Unless automatic enrollment in 401(k)s and other defined contribution plans becomes universal and savings deferral rates increase substantially, people are going to have significant shortfalls in their retirement nest eggs.
The general consensus: workers need to put away at least 15% and possibly 25% or more of their salaries now, to be ready and able to retire when they get past age 65.
Even if 401(k) savings rates improve, the strains of longevity, rising healthcare costs and inflation will put a majority of senior citizens at risk of outliving their money.
This will inevitably redefine retirement, making it necessary for many to work at least part time into their 70s.
This was the ominous warning of speakers on the "Insights from Worldwide Private Pension Systems" panel at the Investment Company Institute's 2011 General Membership Meeting in Washginton on May 6.
Countries are beginning to take steps in the right direction, but change is slow.

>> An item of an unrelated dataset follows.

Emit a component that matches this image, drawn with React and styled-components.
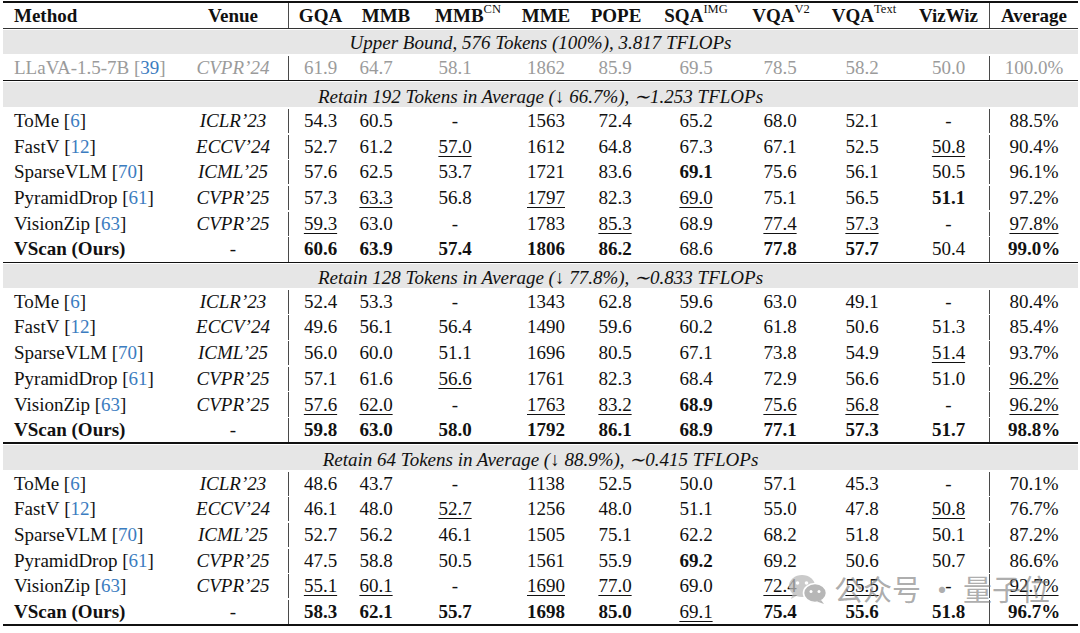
import React from "react";
import styled, { createGlobalStyle } from "styled-components";

const Global = createGlobalStyle`
  html, body { margin: 0; padding: 0; background: #ffffff; }
  body { font-family: "Liberation Serif", "Times New Roman", serif; color: #111; }
`;

const COLS = "175px 110px 64px 48px 110px 72px 66px 96px 72px 92px 81px 89px";

const Page = styled.div`
  position: relative;
  width: 1080px;
  height: 633px;
  overflow: hidden;
`;

const Table = styled.div`
  width: 1075px;
  margin-left: 3px;
  padding-top: 1px;
  display: flex;
  flex-direction: column;
  font-size: 19px;
`;

const Rule = styled.div`
  height: ${(p) => p.$h}px;
  background: ${(p) => p.$color || "#111"};
  margin-bottom: ${(p) => p.$gap || 0}px;
`;

const Row = styled.div`
  display: grid;
  grid-template-columns: ${COLS};
  height: ${(p) => p.$h}px;
  box-sizing: border-box;
  padding-top: ${(p) => p.$pt || 0}px;
  color: ${(p) => (p.$muted ? "#9b9b9b" : "#111")};
  font-weight: ${(p) => (p.$head ? 700 : 400)};
`;

const NameCell = styled.div`
  display: flex;
  align-items: center;
  padding-left: 11px;
  white-space: nowrap;
  font-weight: ${(p) => (p.$bold ? 700 : "inherit")};
`;

const Cell = styled.div`
  display: flex;
  align-items: center;
  justify-content: center;
  white-space: nowrap;
  min-width: 0;
  padding-left: ${(p) => (p.$shift ? p.$shift * 2 : 0)}px;
  border-left: ${(p) => (p.$divider ? "1px solid #4a4a4a" : "none")};
  font-style: ${(p) => (p.$italic ? "italic" : "inherit")};
`;

const Val = styled.span`
  font-weight: ${(p) => (p.$bold ? 700 : "inherit")};
  text-decoration: ${(p) => (p.$under ? "underline" : "none")};
  text-decoration-thickness: 1px;
  text-underline-offset: 3px;
`;

const Ref = styled.span`
  color: #3b7cc0;
`;

const Sup = styled.sup`
  font-size: 12.5px;
  font-weight: 400;
  vertical-align: 0;
  position: relative;
  top: -7px;
  line-height: 0;
`;

const GroupRow = styled.div`
  height: ${(p) => p.$h}px;
  box-sizing: border-box;
  padding-top: ${(p) => p.$pt}px;
  background: #e6e6e6;
  display: flex;
  align-items: center;
  justify-content: center;
  font-style: italic;
  white-space: nowrap;
`;

const Mark = styled.div`
  position: absolute;
  left: 788px;
  top: 574px;
  display: flex;
  align-items: center;
  gap: 6px;
  pointer-events: none;
`;

const MarkText = styled.span`
  font-family: "Noto Sans CJK SC", "Noto Sans", sans-serif;
  font-size: 29px;
  line-height: 1;
  margin-top: -2px;
  color: rgba(120, 120, 120, 0.62);
  white-space: nowrap;
`;

const HEAD = [
  { t: "GQA" },
  { t: "MMB", shift: 10 },
  { t: "MMB", sup: "CN", shift: 13 },
  { t: "MME" },
  { t: "POPE", shift: 1 },
  { t: "SQA", sup: "IMG" },
  { t: "VQA", sup: "V2", shift: 1 },
  { t: "VQA", sup: "Text", shift: 2 },
  { t: "VizWiz" },
];

const GROUPS = [
  {
    title: "Retain 192 Tokens in Average (\u2193 66.7%), \u223C1.253 TFLOPs",
    gh: 25,
    rows: [
      ["ToMe", "6", "ICLR\u201923", ["54.3", "60.5", "-", "1563", "72.4", "65.2", "68.0", "52.1", "-"], "88.5%"],
      ["FastV", "12", "ECCV\u201924", ["52.7", "61.2", "_57.0", "1612", "64.8", "67.3", "67.1", "52.5", "_50.8"], "90.4%"],
      ["SparseVLM", "70", "ICML\u201925", ["57.6", "62.5", "53.7", "1721", "83.6", "*69.1", "75.6", "56.1", "50.5"], "96.1%"],
      ["PyramidDrop", "61", "CVPR\u201925", ["57.3", "_63.3", "56.8", "_1797", "82.3", "_69.0", "75.1", "56.5", "*51.1"], "97.2%"],
      ["VisionZip", "63", "CVPR\u201925", ["_59.3", "63.0", "-", "1783", "_85.3", "68.9", "_77.4", "_57.3", "-"], "_97.8%"],
      ["VScan (Ours)", null, "-", ["*60.6", "*63.9", "*57.4", "*1806", "*86.2", "68.6", "*77.8", "*57.7", "50.4"], "*99.0%"],
    ],
  },
  {
    title: "Retain 128 Tokens in Average (\u2193 77.8%), \u223C0.833 TFLOPs",
    gh: 24,
    rows: [
      ["ToMe", "6", "ICLR\u201923", ["52.4", "53.3", "-", "1343", "62.8", "59.6", "63.0", "49.1", "-"], "80.4%"],
      ["FastV", "12", "ECCV\u201924", ["49.6", "56.1", "56.4", "1490", "59.6", "60.2", "61.8", "50.6", "51.3"], "85.4%"],
      ["SparseVLM", "70", "ICML\u201925", ["56.0", "60.0", "51.1", "1696", "80.5", "67.1", "73.8", "54.9", "_51.4"], "93.7%"],
      ["PyramidDrop", "61", "CVPR\u201925", ["57.1", "61.6", "_56.6", "1761", "82.3", "68.4", "72.9", "56.6", "51.0"], "_96.2%"],
      ["VisionZip", "63", "CVPR\u201925", ["_57.6", "_62.0", "-", "_1763", "_83.2", "*68.9", "_75.6", "_56.8", "-"], "_96.2%"],
      ["VScan (Ours)", null, "-", ["*59.8", "*63.0", "*58.0", "*1792", "*86.1", "*68.9", "*77.1", "*57.3", "*51.7"], "*98.8%"],
    ],
  },
  {
    title: "Retain 64 Tokens in Average (\u2193 88.9%), \u223C0.415 TFLOPs",
    gh: 25,
    rows: [
      ["ToMe", "6", "ICLR\u201923", ["48.6", "43.7", "-", "1138", "52.5", "50.0", "57.1", "45.3", "-"], "70.1%"],
      ["FastV", "12", "ECCV\u201924", ["46.1", "48.0", "_52.7", "1256", "48.0", "51.1", "55.0", "47.8", "_50.8"], "76.7%"],
      ["SparseVLM", "70", "ICML\u201925", ["52.7", "56.2", "46.1", "1505", "75.1", "62.2", "68.2", "51.8", "50.1"], "87.2%"],
      ["PyramidDrop", "61", "CVPR\u201925", ["47.5", "58.8", "50.5", "1561", "55.9", "*69.2", "69.2", "50.6", "50.7"], "86.6%"],
      ["VisionZip", "63", "CVPR\u201925", ["_55.1", "_60.1", "-", "_1690", "_77.0", "69.0", "_72.4", "_55.5", "-"], "_92.7%"],
      ["VScan (Ours)", null, "-", ["*58.3", "*62.1", "*55.7", "*1698", "*85.0", "_69.1", "*75.4", "*55.6", "*51.8"], "*96.7%"],
    ],
  },
];

function V({ v }) {
  const bold = v.startsWith("*");
  const under = v.startsWith("_");
  const text = bold || under ? v.slice(1) : v;
  return (
    <Val $bold={bold} $under={under}>
      {text}
    </Val>
  );
}

function DataRow({ name, refNo, venue, vals, avg, muted }) {
  const ours = !refNo;
  return (
    <Row $h={25.7} $pt={1.5} $muted={muted}>
      <NameCell $bold={ours}>
        {name}
        {refNo && (
          <>
            &nbsp;[<Ref>{refNo}</Ref>]
          </>
        )}
      </NameCell>
      <Cell $italic={!ours}>{venue}</Cell>
      {vals.map((v, i) => (
        <Cell key={i} $divider={i === 0}>
          <V v={v} />
        </Cell>
      ))}
      <Cell $divider>
        <V v={avg} />
      </Cell>
    </Row>
  );
}

function WeChatIcon() {
  return (
    <svg width="40" height="30" viewBox="0 0 40 30">
      <g opacity="0.75">
        <ellipse cx="14" cy="12" rx="13" ry="11" fill="#b9b9b9" />
        <path d="M5 19 L3 25 L10 21 Z" fill="#b9b9b9" />
        <circle cx="9.5" cy="9" r="1.8" fill="#fff" />
        <circle cx="18.5" cy="9" r="1.8" fill="#fff" />
        <ellipse cx="27" cy="19" rx="11.5" ry="9.5" fill="#9f9f9f" stroke="#fff" strokeWidth="1.6" />
        <path d="M33 26 L36 30 L29 27.5 Z" fill="#9f9f9f" />
        <circle cx="23" cy="17.5" r="1.5" fill="#fff" />
        <circle cx="31" cy="17.5" r="1.5" fill="#fff" />
      </g>
    </svg>
  );
}

export default function App() {
  return (
    <Page>
      <Global />
      <Table>
        <Rule $h={2} />
        <Row $h={25} $head>
          <NameCell>Method</NameCell>
          <Cell>Venue</Cell>
          {HEAD.map((h, i) => (
            <Cell key={i} $divider={i === 0} $shift={h.shift}>
              {h.t}
              {h.sup && <Sup>{h.sup}</Sup>}
            </Cell>
          ))}
          <Cell $divider>Average</Cell>
        </Row>
        <Rule $h={1} $color="#333" $gap={1} />
        <GroupRow $h={24} $pt={1}>Upper Bound, 576 Tokens (100%), 3.817 TFLOPs</GroupRow>
        <DataRow
          name="LLaVA-1.5-7B"
          refNo="39"
          venue={"CVPR\u201924"}
          vals={["61.9", "64.7", "58.1", "1862", "85.9", "69.5", "78.5", "58.2", "50.0"]}
          avg="100.0%"
          muted
        />
        {GROUPS.map((g, gi) => (
          <React.Fragment key={gi}>
            <Rule $h={1.5} $gap={1.2} />
            <GroupRow $h={g.gh} $pt={3}>{g.title}</GroupRow>
            {g.rows.map((r, ri) => (
              <DataRow key={ri} name={r[0]} refNo={r[1]} venue={r[2]} vals={r[3]} avg={r[4]} />
            ))}
          </React.Fragment>
        ))}
        <Rule $h={2} />
      </Table>
      <Mark>
        <WeChatIcon />
        <MarkText>公众号 ·&nbsp;量子位</MarkText>
      </Mark>
    </Page>
  );
}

In America, 76% of workers are saving for retirement, noted Cynthia Egan, president of retirement plan services at T. Rowe Price. However, 37% of American families will face a shortfall, she said.
Australia appears to be headed down the most secure retirement savings path, thanks to the "superannuation" requirement that forces Australian workers to set aside 9% of their salaries for retirement.
The Australian savings rate started in 1992 at 3%; now the government plans to increase it to 12%, noted Maria Wilton, managing director of Franklin Templeton Investments Australia.
The U.K. is a bit further behind the U.S., in that its "pension system resembles the U.S. system but is a little more complex and less generous, and reform efforts are just beginning to be underway," said David W. Powell, a principal with Groom Law Group, Chartered.
However, by 2012 all large employers must offer either a defined benefit, defined contribution or stakeholder pension plan, he said. By 2016, this will be required of all employers. Also, automatic enrollment will roll out next year with 1% mandated contributions, rising to 8% in 2016.These are all positive steps, but the timetable is painfully slow. As Peter DeProft, director general of the European Fund and Asset Management Association, put it, "This will be the first time a generation since World War II will not have the same standard of retirement living as their parents."